As dusk settled over a Fort Worth city park in June 2022, Manuel de Oyarzabal Barba joined a rotating crew of collaborators for a ritual the group would repeat multiple times a week until September. The team set up its equipment: two large thermal cameras and a microphone connected to a field-recording system. That summer and the following spring, de Oyarzabal Barba, then a master’s student in environmental science at Texas Christian University, and his colleagues made repeat visits to thirty sites across two Tarrant County parks, where passersby often mistook their high-tech gear for telescopes.

“People thought we were looking at the moon,” de Oyarzabal Barba said, adding that parkgoers usually reacted with fear when he explained that the team was recording bats in flight. “Since the bats are small and it’s dark, people don’t really realize they’re there.”

While the Mexican free-tailed bats under the Congress Avenue Bridge are some of Austin’s most beloved celebrity residents, countless other bat populations are unsung heroes in Texas cities. “If we don’t have bats, a lot of other things don’t happen,” said Kate Rugroden of Bat World Sanctuary, a  rescue group based in Weatherford, just west of Fort Worth. Bats belong to a category known as keystone species, she explained, meaning that they play disproportionately important (and necessary) roles in their ecosystems.

A single bat can eat three thousand insects per night (sometimes much more), providing crucial pest control. That’s especially important in Texas, which reported more cases of West Nile virus disease, a mosquito-borne illness, than any other state this year. The more insects bats eat, the less humans must rely on toxic chemical pesticides. A new study from a researcher at the University of Chicago concluded that where bat populations declined because of the fungal disease white-nose syndrome, farmers in the United States used more insecticides, a trend linked to higher rates of infant mortality. Bats also pollinate plants and enrich the soil with their droppings, or guano, which can act as a fertilizer.

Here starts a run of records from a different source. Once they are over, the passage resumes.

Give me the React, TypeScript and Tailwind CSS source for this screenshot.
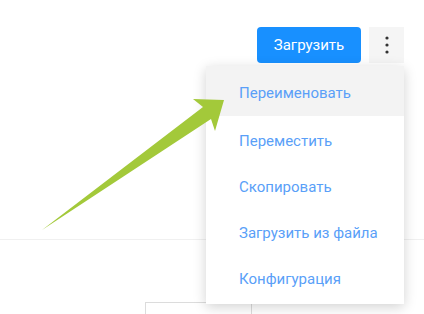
import React from "react";

const items = [
  "Переименовать",
  "Переместить",
  "Скопировать",
  "Загрузить из файла",
  "Конфигурация",
];

function Kebab() {
  return (
    <svg width="4" height="18" viewBox="0 0 4 18" fill="#333">
      <circle cx="2" cy="2" r="1.6" />
      <circle cx="2" cy="9" r="1.6" />
      <circle cx="2" cy="16" r="1.6" />
    </svg>
  );
}

export default function App() {
  return (
    <div
      className="relative w-[424px] h-[314px] overflow-hidden bg-white"
      style={{ fontFamily: "Roboto, 'Noto Sans', sans-serif" }}
    >
      <div className="flex justify-end items-center gap-2 pt-[27px] pr-5">
        <button className="h-9 w-[104px] rounded-sm bg-[#1890ff] text-white text-[15px]">
          Загрузить
        </button>
        <button className="h-9 w-[35px] flex items-center justify-center bg-[#f5f5f5]">
          <Kebab />
        </button>
      </div>

      <div className="mt-[176px] border-t border-[#f0f0f0]" />
      <div className="mt-[62px] ml-[145px] w-[107px] h-10 border border-[#dcdcdc]" />

      {/* dropdown menu */}
      <div className="absolute top-[66px] left-[206px] w-[198px] bg-white shadow-[0_3px_12px_rgba(0,0,0,0.18)] pb-1">
        {items.map((t, i) => (
          <div
            key={t}
            className={
              "flex items-center pl-[33px] pt-1 text-[15px] text-[#5a9ff8] " +
              (i === 0 ? "h-[50px] bg-[#f3f3f3]" : "h-[46px]")
            }
          >
            {t}
          </div>
        ))}
      </div>

      {/* annotation arrow */}
      <svg
        className="absolute left-0 top-0 pointer-events-none"
        width="424"
        height="314"
      >
        <polygon
          points="42,230 203,107 193,99 224,100 215,131 211,119"
          fill="#a3c93a"
        />
      </svg>
    </div>
  );
}
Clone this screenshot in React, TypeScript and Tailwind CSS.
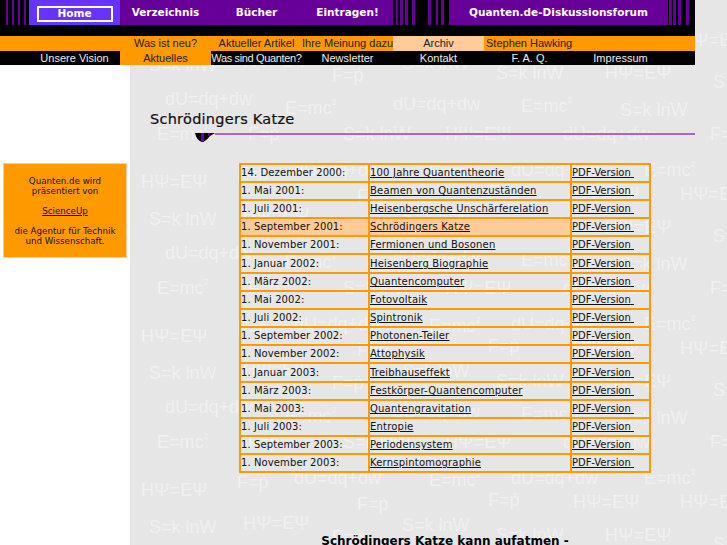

Bat populations face numerous threats, including white-nose syndrome and severe weather caused by climate change. Urban development has also disrupted bat habitats, leaving bats with fewer options when finding food and sheltering from predators. This process, known as habitat fragmentation, can drive bats and other wildlife out of communities. Planting more trees might help, but it’s not that simple, because bats are choosy. De Oyarzabal Barba’s study, published in September in the journal Wildlife Biology, found that bats preferred continuous stretches of tall trees that offered consistent canopy cover, as gaps in tree corridors could leave bats exposed to predators. But overly dense canopies were also a problem. Excessive clutter from branches served as an obstacle for bats that discouraged transit, suggesting a need for regular trimming.

Tory Bennett, one of de Oyarzabal Barba’s advisers and an expert in how land-use changes affect wildlife, cautions against a one-size-fits-all approach to bat conservation, because the habits of each species are slightly different. For example, hoary bats prefer to fly above the tree canopy, while eastern red bats fly along the sides of trees. To create urban forests that work for all the bats in a community, she recommends designing tree corridors with the pickiest species in mind.

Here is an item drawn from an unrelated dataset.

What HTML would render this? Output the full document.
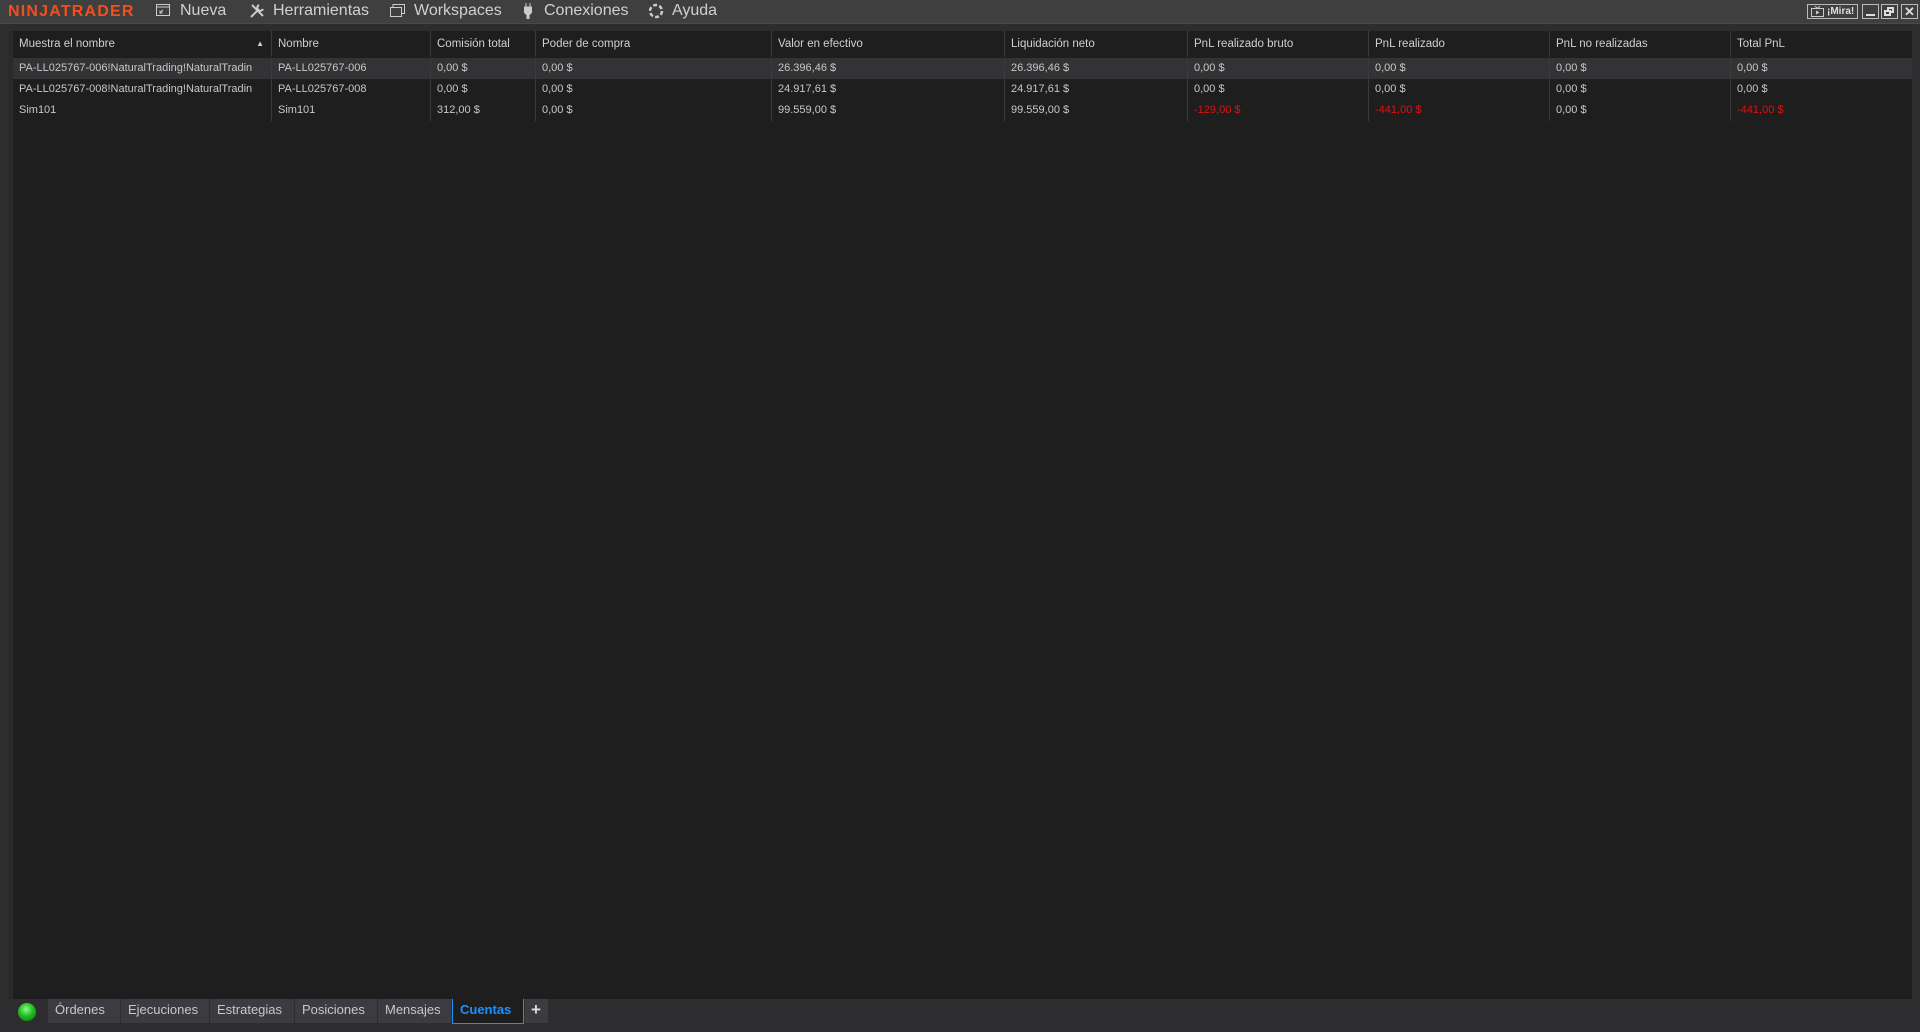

The bat with the most particular needs in the team’s study was also the most common species in the Dallas–Fort Worth area: the evening bat. “If you’ve covered the needs of evening [bats], you’re most likely covering all the needs for all the other species,” Bennett said. Indeed, the researchers recorded bat calls at each study site and found that corridors with a greater amount of bat traffic also attracted a more diverse array of species.

Bennett’s team, which also plans to study how bats find water sources, forage for food, and roost in urban areas, aims to eventually develop recommendations for city planners and residents to make communities easier for bats to navigate. The conclusions may have broader implications for urban ecosystems. If bats can move through an area, “it’s very likely that there’s good connectivity for the rest of the wildlife,” de Oyarzabal Barba said.

These efforts reflect a growing awareness of how habitat fragmentation affects animals, according to Eric Wettengel, the urban forestry manager at the Texas Trees Foundation. He attributes much of the initial interest in creating travel routes for wildlife to the promotion of the monarch butterfly, which gave the public a charismatic species to rally around. Bats have already benefited from the push to address habitat fragmentation in recent years. Since 2019, the Texas Department of Transportation has installed dozens of man-made roosts called bat boxes along bridges and highways throughout the state.

While concerned citizens, nonprofits, and government agencies can promote movement corridors for wildlife, Wettengel notes that the fact that over 96 percent of Texas land is privately owned complicates habitat-restoration efforts. “A lot of decisions [will] be left up to private landowners and developers,” he said, adding that the Texas Trees Foundation is involved in outreach to those groups.

Bennett hopes to turn homeowners into conservation allies by helping them fall in love with bats. “Just showing a picture of an eastern red [bat] changes people’s minds, because that little furry, cute red thing makes people go, ‘Wait, what? That’s a bat?’ ” she said. “They all look like sky puppies.” But she acknowledged that winning over everyone is a gradual process. “You have to do that neighborhood by neighborhood. . . . It takes a lot of work.”